The 17% reduction in cash salary ($12K to $10K) is aggressive but not unreasonable if this company is using investor money to pay you and the other employees. The longer their cash lasts, the better chance they have at success. You might be able to negotiate a bit more cash pay if you need it.
The four year vesting schedule with a one-year cliff is very common.
0.1% of the shares of the company is a reasonable offer for a skilled but inexperienced individual contributor if the company is already financed, still in its first year of operation, and not almost out of cash. If they aren't already financed, it's far too low.
These shares are most likely not liquid. That is, nobody can buy or sell them on the stock market. If this is in the USA, there's no way you can sell them to an individual unless that person is a so-called "qualified investor." (Hint: your uncle probably isn't. If he is he knows it.) In any case you'll need the company's permission to sell them, and they will not grant that permission unless the circumstances are truly extraordinary.
But if the company goes public you will be able to sell your shares on the stock market after a waiting period, usually six months. If the company is sold to another company you'll get paid by that other company. This can be a very, very, good deal. It's the whole point of startup equity ownership.
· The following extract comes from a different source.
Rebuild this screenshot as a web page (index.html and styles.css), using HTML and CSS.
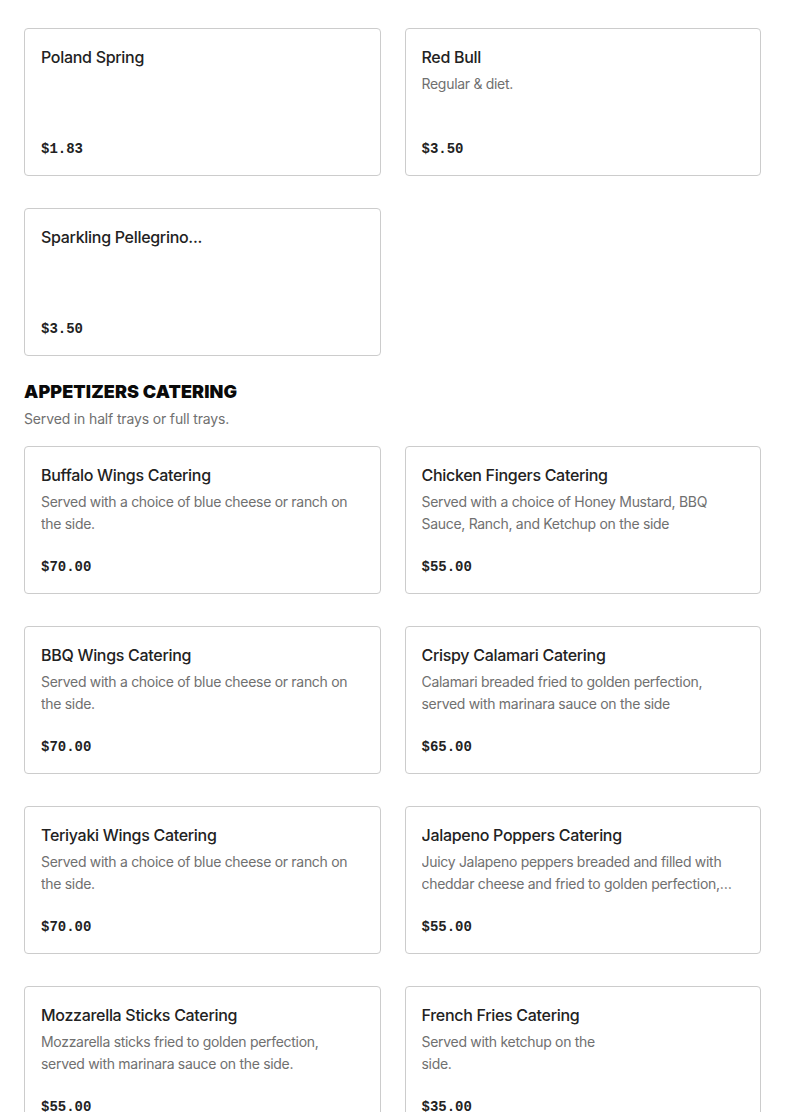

If the company raises another round of financing from investors after your shares are granted, your ownership will become diluted. Your fraction of ownership will go down. That's also expected. If the company is doing well the share price will go up even as your percentage ownership goes down. The executives / founders of the company will explain this to you in detail as it happens.
If this is a stock option, you'll receive the right to purchase a certain number of shares of the company's stock at a certain price, called the strike price. For example, suppose the company has ten million shares of stock outstanding, and they most recently sold six million of those shares to investors for a dollar each. In that case, your 0.1% grant would be ten thousand shares, and your strike price will be perhaps $1.20 per share.
You don't have to pay that money -- the strike price -- until you exercise your options, that is, buy your shares. Let's say you decide to leave the company after two years (half the four-year vesting period). That means you'll be have the right to buy 5,000 shares (half your shares) when you leave, and you'll have to come up with the $6,000.
Now, if the company goes public a year later and you can sell your 5,000 shares for $35 each, well, you figure it out. Ka-ching!
If the company fails you'll have an interesting souvenir -- a worthless stock certificate -- to tack on your home office wall.
Good luck! I've personally had some success with this, and I hope you do too.